▶ [Problem description]: Copy each line where the word "components" occurs.
BEGIN
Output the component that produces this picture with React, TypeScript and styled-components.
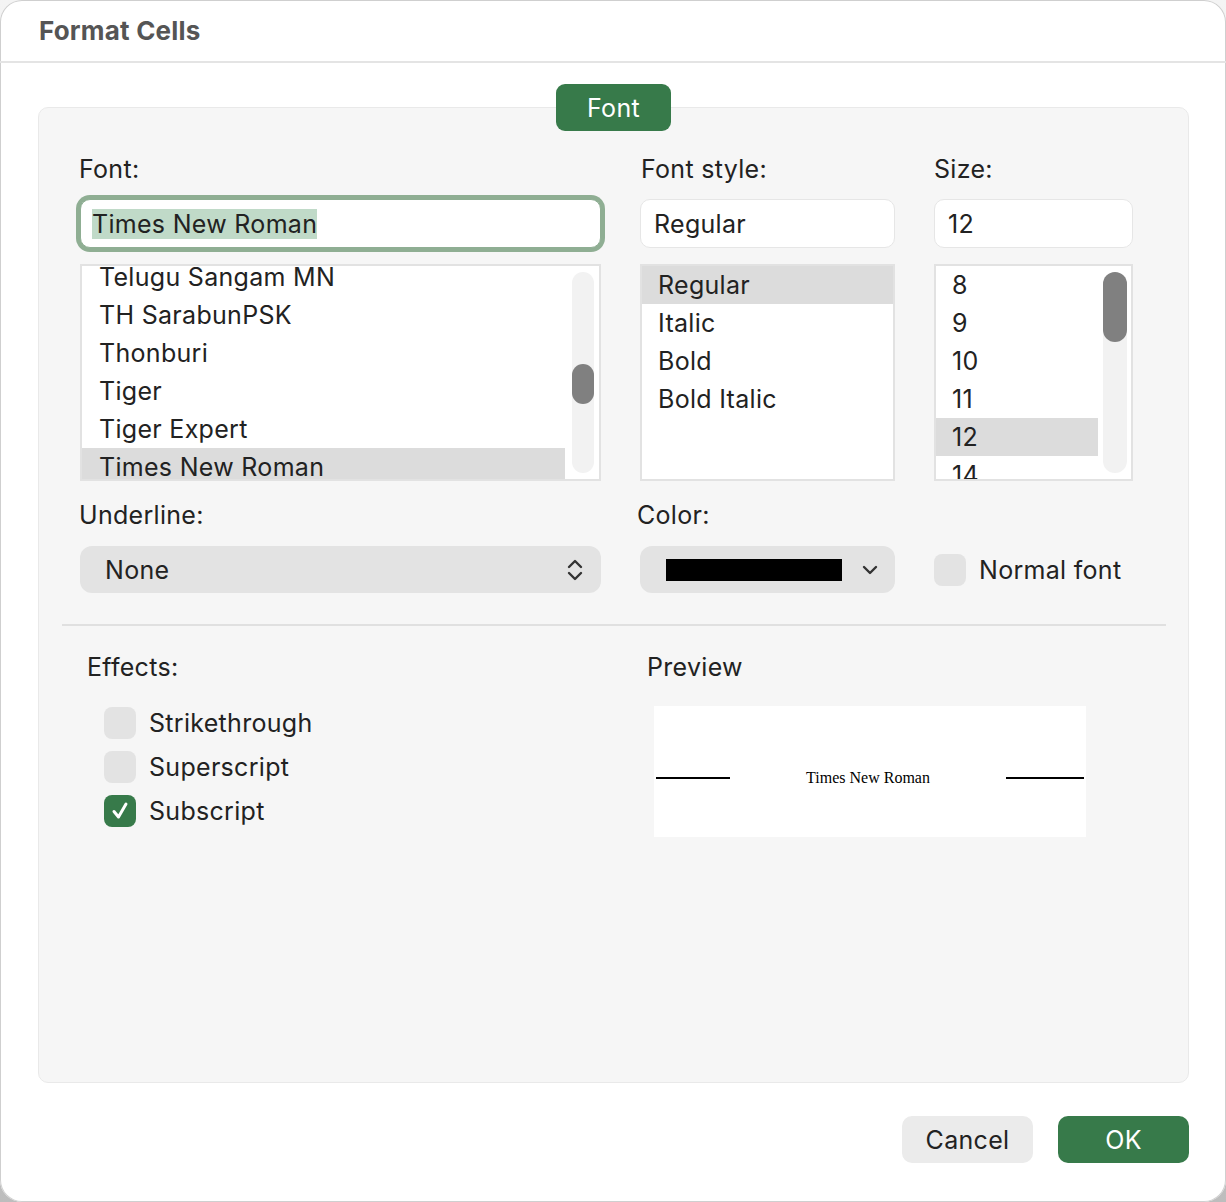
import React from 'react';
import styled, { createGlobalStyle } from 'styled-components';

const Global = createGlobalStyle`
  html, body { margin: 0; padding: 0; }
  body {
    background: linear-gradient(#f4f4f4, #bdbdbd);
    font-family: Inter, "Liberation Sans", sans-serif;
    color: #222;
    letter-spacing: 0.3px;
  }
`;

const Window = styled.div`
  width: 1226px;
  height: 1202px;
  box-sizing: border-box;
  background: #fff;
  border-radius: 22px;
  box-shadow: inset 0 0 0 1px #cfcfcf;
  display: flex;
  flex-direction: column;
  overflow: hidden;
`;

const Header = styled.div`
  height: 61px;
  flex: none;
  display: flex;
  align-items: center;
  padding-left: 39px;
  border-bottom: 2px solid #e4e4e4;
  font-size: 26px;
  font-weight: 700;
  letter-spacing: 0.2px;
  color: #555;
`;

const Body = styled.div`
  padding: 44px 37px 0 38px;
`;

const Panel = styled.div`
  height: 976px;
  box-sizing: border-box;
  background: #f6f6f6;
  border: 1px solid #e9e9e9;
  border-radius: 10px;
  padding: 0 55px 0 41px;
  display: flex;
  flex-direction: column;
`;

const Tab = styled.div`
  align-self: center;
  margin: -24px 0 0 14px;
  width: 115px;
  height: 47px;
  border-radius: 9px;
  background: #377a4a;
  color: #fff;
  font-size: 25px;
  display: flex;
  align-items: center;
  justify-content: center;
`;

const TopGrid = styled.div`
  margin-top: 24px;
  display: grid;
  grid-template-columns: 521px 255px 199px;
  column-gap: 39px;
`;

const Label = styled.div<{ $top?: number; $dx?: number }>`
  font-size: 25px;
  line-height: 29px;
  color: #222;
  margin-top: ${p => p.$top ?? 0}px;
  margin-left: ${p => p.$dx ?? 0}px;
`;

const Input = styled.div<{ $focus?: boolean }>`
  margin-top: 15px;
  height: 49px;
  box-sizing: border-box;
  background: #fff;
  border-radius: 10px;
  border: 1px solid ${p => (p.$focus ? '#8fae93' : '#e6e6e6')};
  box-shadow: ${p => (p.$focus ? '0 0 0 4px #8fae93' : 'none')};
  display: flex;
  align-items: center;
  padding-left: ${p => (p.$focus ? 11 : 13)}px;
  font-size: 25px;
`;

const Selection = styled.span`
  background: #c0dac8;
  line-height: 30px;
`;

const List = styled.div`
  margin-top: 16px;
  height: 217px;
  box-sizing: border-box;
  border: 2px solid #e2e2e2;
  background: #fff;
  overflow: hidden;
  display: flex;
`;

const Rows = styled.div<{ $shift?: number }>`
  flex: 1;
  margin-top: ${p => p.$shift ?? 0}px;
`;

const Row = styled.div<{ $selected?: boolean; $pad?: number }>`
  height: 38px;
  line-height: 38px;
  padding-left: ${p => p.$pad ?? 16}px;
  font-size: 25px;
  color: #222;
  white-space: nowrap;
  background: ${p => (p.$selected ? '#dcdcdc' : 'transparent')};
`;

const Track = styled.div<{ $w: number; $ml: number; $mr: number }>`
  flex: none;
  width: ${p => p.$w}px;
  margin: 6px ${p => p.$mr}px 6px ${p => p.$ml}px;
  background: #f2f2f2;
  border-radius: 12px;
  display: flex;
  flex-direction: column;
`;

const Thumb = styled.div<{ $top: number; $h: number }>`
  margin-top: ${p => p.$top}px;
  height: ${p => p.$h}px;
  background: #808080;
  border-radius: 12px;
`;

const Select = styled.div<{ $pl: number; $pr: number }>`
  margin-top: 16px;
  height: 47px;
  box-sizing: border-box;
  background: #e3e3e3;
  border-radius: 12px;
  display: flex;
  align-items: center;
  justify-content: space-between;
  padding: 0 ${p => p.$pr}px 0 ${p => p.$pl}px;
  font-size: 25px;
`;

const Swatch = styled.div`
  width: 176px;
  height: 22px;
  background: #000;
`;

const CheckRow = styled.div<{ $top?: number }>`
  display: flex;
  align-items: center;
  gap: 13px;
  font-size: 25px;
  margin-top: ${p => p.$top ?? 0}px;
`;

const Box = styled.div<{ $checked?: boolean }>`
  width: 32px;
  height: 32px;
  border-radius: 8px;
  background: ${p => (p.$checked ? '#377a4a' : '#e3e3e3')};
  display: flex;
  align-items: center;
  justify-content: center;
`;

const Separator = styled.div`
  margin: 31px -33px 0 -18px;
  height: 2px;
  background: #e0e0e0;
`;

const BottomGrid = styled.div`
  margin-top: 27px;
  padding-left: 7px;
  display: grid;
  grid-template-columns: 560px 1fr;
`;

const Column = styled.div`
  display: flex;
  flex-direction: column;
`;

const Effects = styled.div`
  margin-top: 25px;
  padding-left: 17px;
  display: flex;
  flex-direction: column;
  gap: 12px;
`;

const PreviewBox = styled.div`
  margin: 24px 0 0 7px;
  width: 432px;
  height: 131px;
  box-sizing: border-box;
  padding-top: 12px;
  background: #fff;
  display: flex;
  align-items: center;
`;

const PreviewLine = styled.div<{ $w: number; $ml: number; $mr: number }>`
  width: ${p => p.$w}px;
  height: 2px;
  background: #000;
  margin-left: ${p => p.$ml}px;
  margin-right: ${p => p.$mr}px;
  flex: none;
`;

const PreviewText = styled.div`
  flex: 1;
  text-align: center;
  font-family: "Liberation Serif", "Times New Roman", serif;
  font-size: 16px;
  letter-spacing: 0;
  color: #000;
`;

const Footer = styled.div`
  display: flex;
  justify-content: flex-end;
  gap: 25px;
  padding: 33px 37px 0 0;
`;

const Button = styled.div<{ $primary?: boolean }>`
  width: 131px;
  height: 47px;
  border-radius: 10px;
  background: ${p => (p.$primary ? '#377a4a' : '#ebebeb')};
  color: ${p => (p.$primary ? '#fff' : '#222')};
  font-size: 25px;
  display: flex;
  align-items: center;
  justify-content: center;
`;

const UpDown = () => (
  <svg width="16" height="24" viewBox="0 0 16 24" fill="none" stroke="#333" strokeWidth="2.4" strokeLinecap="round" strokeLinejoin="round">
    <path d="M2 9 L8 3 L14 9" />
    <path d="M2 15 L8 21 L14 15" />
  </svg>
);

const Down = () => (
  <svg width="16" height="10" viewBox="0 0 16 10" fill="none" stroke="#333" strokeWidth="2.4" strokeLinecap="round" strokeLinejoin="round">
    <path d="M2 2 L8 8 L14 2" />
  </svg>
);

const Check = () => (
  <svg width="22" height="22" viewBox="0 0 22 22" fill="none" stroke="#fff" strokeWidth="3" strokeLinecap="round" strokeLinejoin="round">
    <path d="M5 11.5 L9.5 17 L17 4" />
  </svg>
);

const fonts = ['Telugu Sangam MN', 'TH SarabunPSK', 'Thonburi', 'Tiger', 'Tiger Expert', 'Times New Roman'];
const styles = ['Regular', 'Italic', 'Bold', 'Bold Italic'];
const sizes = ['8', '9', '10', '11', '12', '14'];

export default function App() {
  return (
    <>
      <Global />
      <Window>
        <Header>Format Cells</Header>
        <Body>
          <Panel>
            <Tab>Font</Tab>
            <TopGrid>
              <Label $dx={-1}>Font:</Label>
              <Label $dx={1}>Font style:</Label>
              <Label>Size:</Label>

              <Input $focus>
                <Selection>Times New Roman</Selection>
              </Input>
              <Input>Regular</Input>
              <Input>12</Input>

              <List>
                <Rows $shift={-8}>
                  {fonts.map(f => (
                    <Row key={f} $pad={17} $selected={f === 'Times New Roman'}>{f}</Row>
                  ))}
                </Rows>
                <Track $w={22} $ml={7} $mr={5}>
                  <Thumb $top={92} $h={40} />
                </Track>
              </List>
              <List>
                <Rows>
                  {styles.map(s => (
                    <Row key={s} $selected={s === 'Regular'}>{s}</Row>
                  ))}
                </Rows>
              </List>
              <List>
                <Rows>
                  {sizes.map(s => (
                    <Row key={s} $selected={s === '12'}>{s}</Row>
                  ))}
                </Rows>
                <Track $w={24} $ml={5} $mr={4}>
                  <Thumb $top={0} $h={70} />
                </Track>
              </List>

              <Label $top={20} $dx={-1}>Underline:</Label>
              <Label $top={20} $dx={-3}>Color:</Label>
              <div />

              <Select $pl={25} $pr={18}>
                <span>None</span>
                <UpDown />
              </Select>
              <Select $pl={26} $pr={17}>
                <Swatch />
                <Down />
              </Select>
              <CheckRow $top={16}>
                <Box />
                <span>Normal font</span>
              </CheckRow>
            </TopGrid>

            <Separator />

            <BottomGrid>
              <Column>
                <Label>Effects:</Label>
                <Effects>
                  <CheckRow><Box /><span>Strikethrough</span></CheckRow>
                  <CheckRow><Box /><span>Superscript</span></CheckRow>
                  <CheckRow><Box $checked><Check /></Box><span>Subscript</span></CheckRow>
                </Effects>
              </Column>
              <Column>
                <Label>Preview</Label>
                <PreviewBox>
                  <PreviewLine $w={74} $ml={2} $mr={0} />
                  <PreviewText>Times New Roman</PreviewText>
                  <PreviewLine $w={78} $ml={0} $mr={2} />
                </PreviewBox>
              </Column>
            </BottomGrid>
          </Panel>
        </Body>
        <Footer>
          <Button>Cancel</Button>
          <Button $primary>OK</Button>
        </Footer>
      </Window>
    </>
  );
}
END
▶ [Expected output]:
Output the component that produces this picture with React, TypeScript and styled-components.
import styled, { createGlobalStyle } from 'styled-components';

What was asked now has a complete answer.